Il faut faire pression dans le pays pour que la Fédération Nationale des Communes Forestières (FNCOFOR) prennent également une position forte et sorte de sa position complaisante en s’abstenant lors du vote du budget de l’ONF. Là encore, les élu(e)s des communes forestières doivent interpeller les représentants locaux de leurs inquiétudes. En Bourgogne Franche-Comté Monsieur FAVRET et Madame LOISIER doivent être approchés afin de relayer les inquiétudes locales.
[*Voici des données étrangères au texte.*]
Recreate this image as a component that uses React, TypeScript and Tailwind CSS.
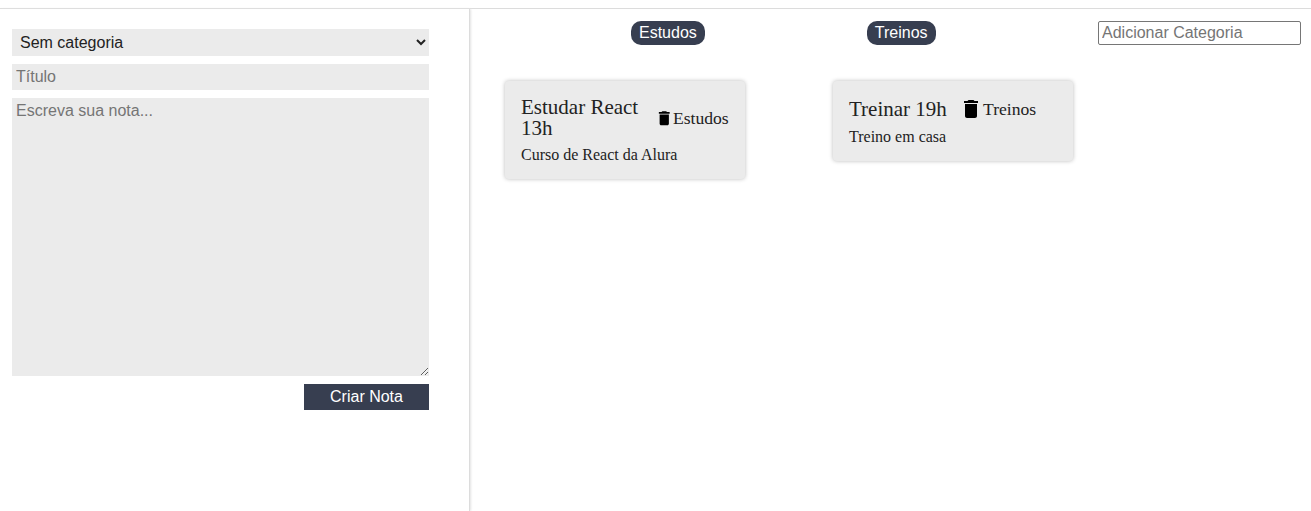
import React from "react";

function TrashIcon({ className }: { className: string }) {
  return (
    <svg className={className} viewBox="0 0 24 24" fill="currentColor">
      <path d="M6 19c0 1.100.9 2 2 2h8c1.100 0 2-.9 2-2V7H6v12zM19 4h-3.500l-1-1h-5l-1 1H5v2h14V4z" />
    </svg>
  );
}

const categories = ["Estudos", "Treinos"];

export default function App() {
  return (
    <div className="flex h-[511px] flex-col overflow-hidden bg-white font-['Liberation_Sans',sans-serif] text-base text-black">
      <div className="h-[9px] shrink-0 border-b border-[#dcdcdc]" />
      <main className="flex flex-1">
        <form className="flex w-[470px] shrink-0 flex-col gap-2 border-r border-[#dcdcdc] pl-3 pr-10 pt-5 shadow-[1px_0_2px_#e4e4e4]">
          <select className="h-[27px] w-full rounded-none bg-[#ebebeb] px-1 text-[#222] outline-none">
            <option>Sem categoria</option>
          </select>
          <input className="h-[26px] w-full bg-[#ebebeb] px-1 outline-none placeholder:text-[#757575]" placeholder="Título" />
          <textarea className="block h-[278px] w-full resize bg-[#ebebeb] px-1 pt-0.5 leading-[22px] outline-none placeholder:text-[#757575]" placeholder="Escreva sua nota..." />
          <button type="button" className="h-[26px] w-[125px] self-end bg-[#373e50] text-white">Criar Nota</button>
        </form>
        <section className="min-w-0 flex-1">
          <header className="flex pt-3">
            <ul className="flex w-[628px] pl-[161px]">
              {categories.map((name) => (
                <li key={name} className="mr-[162px] h-6 shrink-0 rounded-[10px] bg-[#373e50] px-2 leading-6 text-white">{name}</li>
              ))}
            </ul>
            <input className="h-6 w-[203px] shrink-0 rounded-[2px] border border-[#767676] px-[3px] outline-none placeholder:text-[#757575]" placeholder="Adicionar Categoria" />
          </header>
          <div className="flex items-start gap-[88px] pl-[35px] pt-9 font-['Liberation_Serif',serif] text-[#222]">
            <article className="h-[98px] w-[240px] rounded-[4px] bg-[#ebebeb] px-4 pt-4 shadow-[0_0_4px_#bbb]">
              <header className="flex items-center">
                <h3 className="w-[133.500px] shrink-0 pr-3 text-[21px] leading-[21px]">Estudar React 13h</h3>
                <TrashIcon className="size-[18.5px] shrink-0 text-black" />
                <h4 className="text-[17.6px]">Estudos</h4>
              </header>
              <p className="mt-[7px] text-base leading-[18px]">Curso de React da Alura</p>
            </article>
            <article className="h-[80px] w-[240px] rounded-[4px] bg-[#ebebeb] px-4 pt-4 shadow-[0_0_4px_#bbb]">
              <header className="flex h-6 items-center">
                <h3 className="w-[110px] text-[21px] leading-6">Treinar 19h</h3>
                <TrashIcon className="size-6 shrink-0 text-black" />
                <h4 className="text-[17.6px]">Treinos</h4>
              </header>
              <p className="mt-[7px] text-base leading-[18px]">Treino em casa</p>
            </article>
          </div>
        </section>
      </main>
    </div>
  );
}
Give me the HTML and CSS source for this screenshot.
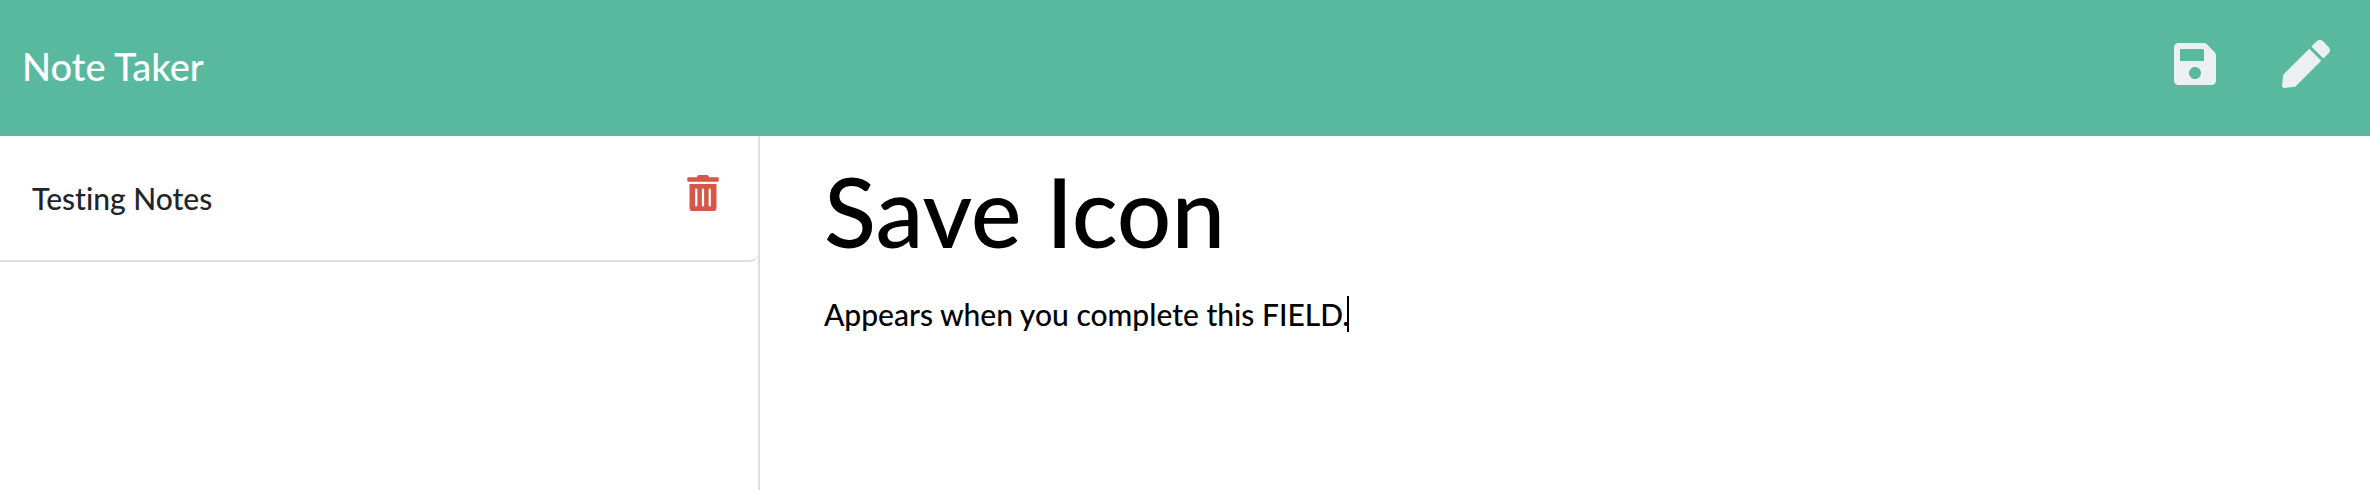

Il n’est pas trop tard mais le risque évident d’une totale disparition des interlocuteurs de l’ONF est une triste réalité qui peut très vite se matérialiser. Les élu(e) locaux resteront donc bien seuls avec leurs problématiques forestières … vers qui se tourneront ils ?
4 commentaires
Au cours de mes nombreuses randonnées en forêt dans la région. Une immense désolation. Avec le réchauffement climatique de voir tous ces arbres morts. Et le non respect de la nature. Avec l’envahissement d’innombrables déchets. C’est vraiment désolant !!!
Bonjour Michelle. Oui tu as raison. La forêt souffre ! L’ONF est un rempart bienveillant pour la préservation de nos forêts, ces espaces de respiration, de biodiversité qui sont à nos portes. Excellent dimanche !
J’ai eu l’occasion d’aller en forêt avec cet ami dont tu parles, ainsi que l’un de ses collègues qui a accompagné ma classe en forêt. A chaque fois, ces deux agents de l’ONF ont échangé avec passion leurs connaissances du terrain, du métier mais aussi leurs inquiétudes. Nos forêts ont besoin de leur expertise acquise sur le temps long et sur les parcelles qu’ils parcourent quotidiennement pour s’adapter au mieux aux enjeux climatiques.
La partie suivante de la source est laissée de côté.